Although no formal training was provided by CFHI, its district
manager reviewed a checklist with claimant containing detailed
information that she needed to know to perform her duties. In
addition, CFHI provided claimant with optional property damage
and personal injury insurance for purchase through an independent
carrier, made available supplies, such as rain bags and rubber
bands, for claimant to purchase, prohibited claimant from placing
any inserts or other materials in the newspapers to be delivered
and fielded customer complaints before referring them to
claimant.

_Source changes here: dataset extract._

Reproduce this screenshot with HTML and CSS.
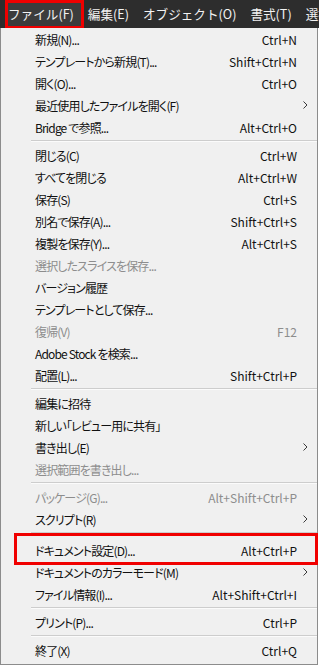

As in many of the other newspaper delivery carrier
cases, the record as a whole contains substantial evidence to
support the conclusion that CFHI retained a sufficient indicia of
control over the performance of claimant's duties to establish
the existence of an employment relationship (see Matter of Hunter
[Gannett Co., Inc.–Commissioner of Labor], 125 AD3d at 1167-1168;
Matter of Isaccs [Speedy Media Assoc., LLC–Commissioner of
Labor], 125 AD3d 1077, 1078-1079 [2015]; Matter of Armison
[Gannett Co., Inc.–Commissioner of Labor], 122 AD3d at 1102-1103;
see also Matter of Gray [Glens Falls Newspapers–Roberts], 134
AD2d 791, 791-792 [1987]). Furthermore, there is no indication
that the Board ignored the Department of Labor's guidelines in
reaching its decisions (see Matter of Travis [Gannett Satellite
Info. Network, Inc.–Commissioner of Labor], 127 AD3d 1349, 1345
[2015]; Matter of Armison [Gannett Co., Inc.–Commissioner of
Labor], 122 AD3d at 1103). CFHI's remaining contentions were
raised for the first time in its reply brief and are therefore
not properly before us (see Schulz v Cuomo, 133 AD3d 945, 948
[2015], appeal dismissed ___ NY3d ___ [Feb. 23, 2016]).
-4- 520662
Egan Jr., Rose, Devine and Clark, JJ., concur.
ORDERED that the decisions are affirmed, without costs.